EC REPORTER

ELLA CHEONG REPORTER

Counterfeit Goods: Potential liability of a Freight Forwarder


By Guodong Tan and Soh Kar Liang (Ella Cheong LLC)

Facts

In the recent case of Louis Vuitton Malletier v Megastar Shipping Pte Ltd and other suits [2017] SGHC 305, the Singapore High Court considered whether a freight forwarder who was involved in the transhipment of counterfeit goods was liable for trade mark infringement. Shipments of two containers loaded with counterfeit goods had been intercepted by the Singapore Customs. The counterfeit goods were shipped from China to Singapore, with the intention that they were to be sent to Third Party shippers in Batam, Indonesia.

The Plaintiffs argued that the Defendant was liable for trade mark infringement by importing and exporting counterfeit goods. In particular, the Plaintiffs argued that transhipment amounted to an import of the goods.

In response, the Defendant argued that it was merely acting as a freight forwarder and was not involved in the shipment of the goods. The Defendant also denied that the goods had been imported into Singapore.

The main issues for determination by the Court were:
1) Whether the counterfeit goods had been imported into Singapore for the purposes of the Trade Marks Act;
2) Whether the Defendant was the importer; and
3) Whether the Defendant was liable for exporting the counterfeit goods under the sign.

Whether the counterfeit goods had been imported into Singapore

The Court held that the counterfeit goods were imported into Singapore. The Court rejected the Defendant’s argument that goods brought into Singapore for the purpose of transhipment (i.e. not released into free circulation within Singapore) were not imported. As the Trade Marks Act was silent on the definition of “import”, the Court relied on Section 2(1) of the Interpretation Act, which provided that import means to “bring or cause to be brought into Singapore by land, sea or air”.

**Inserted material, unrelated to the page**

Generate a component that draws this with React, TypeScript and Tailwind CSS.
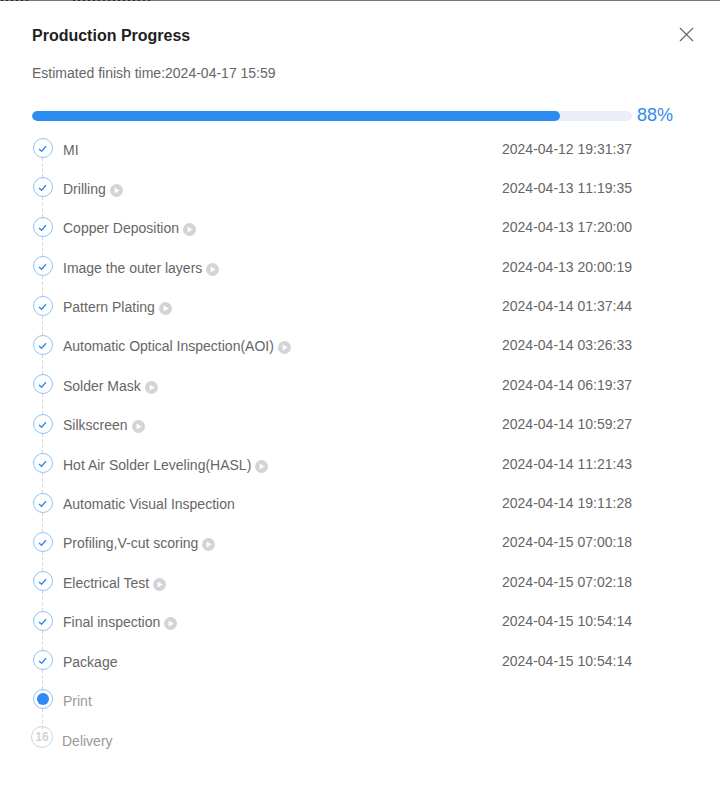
import { X } from "lucide-react";

const steps = [
  { name: "MI", time: "2024-04-12 19:31:37", play: false },
  { name: "Drilling", time: "2024-04-13 11:19:35", play: true },
  { name: "Copper Deposition", time: "2024-04-13 17:20:00", play: true },
  { name: "Image the outer layers", time: "2024-04-13 20:00:19", play: true },
  { name: "Pattern Plating", time: "2024-04-14 01:37:44", play: true },
  { name: "Automatic Optical Inspection(AOI)", time: "2024-04-14 03:26:33", play: true },
  { name: "Solder Mask", time: "2024-04-14 06:19:37", play: true },
  { name: "Silkscreen", time: "2024-04-14 10:59:27", play: true },
  { name: "Hot Air Solder Leveling(HASL)", time: "2024-04-14 11:21:43", play: true },
  { name: "Automatic Visual Inspection", time: "2024-04-14 19:11:28", play: false },
  { name: "Profiling,V-cut scoring", time: "2024-04-15 07:00:18", play: true },
  { name: "Electrical Test", time: "2024-04-15 07:02:18", play: true },
  { name: "Final inspection", time: "2024-04-15 10:54:14", play: true },
  { name: "Package", time: "2024-04-15 10:54:14", play: false },
];

function PlayIcon() {
  return (
    <svg width="13" height="13" viewBox="0 0 13 13" className="ml-[4px] mt-[2px] shrink-0">
      <circle cx="6.5" cy="6.5" r="6.5" fill="#d4d4d8" />
      <path d="M4.6 3.6 L9.6 6.5 L4.6 9.4 Z" fill="#ffffff" />
    </svg>
  );
}

function CheckCircle() {
  return (
    <div className="flex h-[20px] w-[20px] items-center justify-center rounded-full border border-[#8cc4f8] bg-white">
      <svg width="10" height="10" viewBox="0 0 10 10">
        <path d="M1 6 L3.6 8.3 L8 3.2" fill="none" stroke="#2d8cf0" strokeWidth="1.4" />
      </svg>
    </div>
  );
}

function Connector() {
  return <div className="ml-[9px] h-[19.4px] w-0 border-l border-dashed border-[#d4d4d8]" />;
}

// strip of page behind the dialog, only its last pixel row shows
function TopEdge() {
  return (
    <div className="flex h-[1px] bg-[#777777]">
      <div className="ml-[1px] w-[29px] bg-[repeating-linear-gradient(90deg,#2a2a2a_0,#2a2a2a_2px,#777777_2px,#777777_5px)]" />
      <div className="ml-[43px] w-[80px] bg-[repeating-linear-gradient(90deg,#2a2a2a_0,#2a2a2a_2px,#777777_2px,#777777_5px)]" />
    </div>
  );
}

export default function App() {
  return (
    <div className="h-[792px] w-[720px] overflow-hidden bg-white font-['Liberation_Sans',Arial,sans-serif]">
      <TopEdge />

      <div className="flex items-start justify-between pl-[32px] pr-[21px] pt-[26px]">
        <h1 className="text-[16px] font-bold leading-[18px] text-[#1f1f1f]">Production Progress</h1>
        <X size={25} strokeWidth={1.1} className="-mb-[7px] -mt-[5px] text-[#666666]" />
      </div>

      <p className="pl-[32px] pt-[20px] text-[14px] leading-[16px] text-[#666666]">
        Estimated finish time:2024-04-17 15:59
      </p>

      <div className="flex items-start pl-[32px] pt-[25px]">
        <div className="mt-[5px] h-[10px] w-[600px] overflow-hidden rounded-full bg-[#ebeef7]">
          <div className="h-full w-[88%] rounded-full bg-[#2d8cf0]" />
        </div>
        <span className="-mt-[1px] ml-[5px] text-[18px] leading-[20px] text-[#2d8cf0]">88%</span>
      </div>

      <div className="pl-[33px] pr-[88px] pt-[13px]">
        {steps.map((step) => (
          <div key={step.name} className="flex items-start">
            <div className="w-[20px] shrink-0">
              <CheckCircle />
              <Connector />
            </div>
            <div className="ml-[10px] flex h-[20px] flex-1 items-center justify-between pt-[4px] text-[14px] text-[#666666]">
              <span className="flex items-center">
                {step.name}
                {step.play && <PlayIcon />}
              </span>
              <span className="-mt-[2px] [font-kerning:none]">{step.time}</span>
            </div>
          </div>
        ))}

        <div className="flex items-start">
          <div className="w-[20px] shrink-0">
            <div className="flex h-[20px] w-[20px] items-center justify-center rounded-full border border-[#8cc4f8]">
              <div className="h-[12px] w-[12px] rounded-full bg-[#2d8cf0]" />
            </div>
            <Connector />
          </div>
          <span className="ml-[10px] pt-[4px] text-[14px] leading-[16px] text-[#999999]">Print</span>
        </div>

        <div className="-mt-[2.4px] flex items-start">
          <div className="-ml-[2px] flex h-[22px] w-[22px] items-center justify-center rounded-full border border-[#d4d4d8] text-[12px] font-bold text-[#d4d4d8]">
            16
          </div>
          <span className="ml-[9px] pt-[7px] text-[14px] leading-[16px] text-[#999999]">Delivery</span>
        </div>
      </div>
    </div>
  );
}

Whether the Defendant was the importer

While the Court held that the goods were imported into Singapore, it went on to find that the Defendant was not the relevant importer on the facts.

The Court found that the Defendant played no part in making the shipping arrangements, packing, or loading the containers on board the vessels. These were done by the shippers in China and/or the Third Party who instructed the Defendant. The instructions to the Defendant to declare transhipment status also came from the Third Party. The Defendant was also never in physical possession of the containers and played no part in unloading the sealed containers, storing the containers at their designated places, and loading on board the outward bound vessel.

It can be observed that a freight forwarder’s liability depends greatly on the facts. Another case with a different set of facts may well have a different outcome.

Whether the Defendant was liable for exporting the goods

As the counterfeit goods were seized before they were exported, the Plaintiffs had to argue that an intention to export was sufficient to find liability. However, the Court took the view that mere intention was insufficient, based on the plain wording of the Trade Marks Act.

It is possible that the Plaintiff(s) may appeal to the Court of Appeal. Given the impossibility of counterfeit goods being exported when they have already been seized by the Singapore Customs, it is hoped that a court will in future will clarify when a freight forwarder may be liable in such a case. We will continue to keep our clients updated accordingly.